• _What you are asked to do_:
Transcribe the listing exactly, leaving out every picture.

• _Data section_:
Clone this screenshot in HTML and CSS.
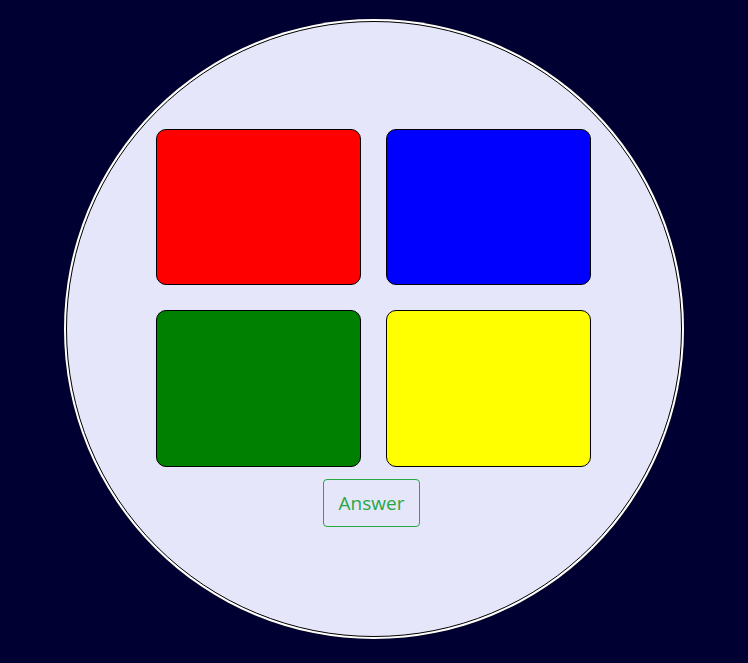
FILE: index.html
```html
<!DOCTYPE html>
<html lang="en">
<head>
<meta charset="utf-8">
<title>Colors</title>
<link rel="stylesheet" href="styles.css">
</head>
<body>
<div class="stage">
  <div class="circle">
    <div class="tiles">
      <div class="tile tile-red"></div>
      <div class="tile tile-blue"></div>
      <div class="tile tile-green"></div>
      <div class="tile tile-yellow"></div>
    </div>
    <div class="actions">
      <button class="answer-btn" type="button">Answer</button>
    </div>
  </div>
</div>
</body>
</html>
```
FILE: styles.css
```css
html, body {
  margin: 0;
  padding: 0;
  background: #000033;
  height: 100%;
}
body {
  font-family: "Open Sans", "Noto Sans", "Liberation Sans", sans-serif;
}
.stage {
  display: flex;
  justify-content: center;
  padding-top: 21px;
}
.circle {
  box-sizing: border-box;
  width: 616px;
  height: 616px;
  border-radius: 50%;
  background: #e6e6fa;
  border: 1px solid #000;
  box-shadow: 0 0 0 2px #ffffff, 0 0 0 2.6px rgba(0, 0, 0, 0.4);
  padding-top: 107px;
  display: flex;
  flex-direction: column;
  align-items: center;
}
.tiles {
  display: grid;
  grid-template-columns: 205px 205px;
  grid-template-rows: 156px 157px;
  gap: 25px;
  margin-left: -2px;
}
.tile {
  box-sizing: border-box;
  border: 1px solid #000;
  border-radius: 10px;
}
.tile-red { background: #ff0000; }
.tile-blue { background: #0000ff; }
.tile-green { background: #008000; }
.tile-yellow { background: #ffff00; }
.actions {
  margin-top: 12px;
  display: flex;
  justify-content: center;
  margin-left: -5px;
}
.answer-btn {
  font-family: "Open Sans", "Noto Sans", sans-serif;
  font-size: 19px;
  line-height: 30px;
  padding: 8px 15px;
  color: #28a745;
  background: transparent;
  border: 1px solid #28a745;
  border-radius: 4px;
  cursor: pointer;
}
```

• _Response for this exercise_:
Clone this screenshot in HTML and CSS.
FILE: index.html
```html
<!DOCTYPE html>
<html lang="en">
<head>
<meta charset="utf-8">
<title>Colors</title>
<link rel="stylesheet" href="styles.css">
</head>
<body>
<div class="stage">
  <div class="circle">
    <div class="tiles">
      <div class="tile tile-red"></div>
      <div class="tile tile-blue"></div>
      <div class="tile tile-green"></div>
      <div class="tile tile-yellow"></div>
    </div>
    <div class="actions">
      <button class="answer-btn" type="button">Answer</button>
    </div>
  </div>
</div>
</body>
</html>
```
FILE: styles.css
```css
html, body {
  margin: 0;
  padding: 0;
  background: #000033;
  height: 100%;
}
body {
  font-family: "Open Sans", "Noto Sans", "Liberation Sans", sans-serif;
}
.stage {
  display: flex;
  justify-content: center;
  padding-top: 21px;
}
.circle {
  box-sizing: border-box;
  width: 616px;
  height: 616px;
  border-radius: 50%;
  background: #e6e6fa;
  border: 1px solid #000;
  box-shadow: 0 0 0 2px #ffffff, 0 0 0 2.6px rgba(0, 0, 0, 0.4);
  padding-top: 107px;
  display: flex;
  flex-direction: column;
  align-items: center;
}
.tiles {
  display: grid;
  grid-template-columns: 205px 205px;
  grid-template-rows: 156px 157px;
  gap: 25px;
  margin-left: -2px;
}
.tile {
  box-sizing: border-box;
  border: 1px solid #000;
  border-radius: 10px;
}
.tile-red { background: #ff0000; }
.tile-blue { background: #0000ff; }
.tile-green { background: #008000; }
.tile-yellow { background: #ffff00; }
.actions {
  margin-top: 12px;
  display: flex;
  justify-content: center;
  margin-left: -5px;
}
.answer-btn {
  font-family: "Open Sans", "Noto Sans", sans-serif;
  font-size: 19px;
  line-height: 30px;
  padding: 8px 15px;
  color: #28a745;
  background: transparent;
  border: 1px solid #28a745;
  border-radius: 4px;
  cursor: pointer;
}
```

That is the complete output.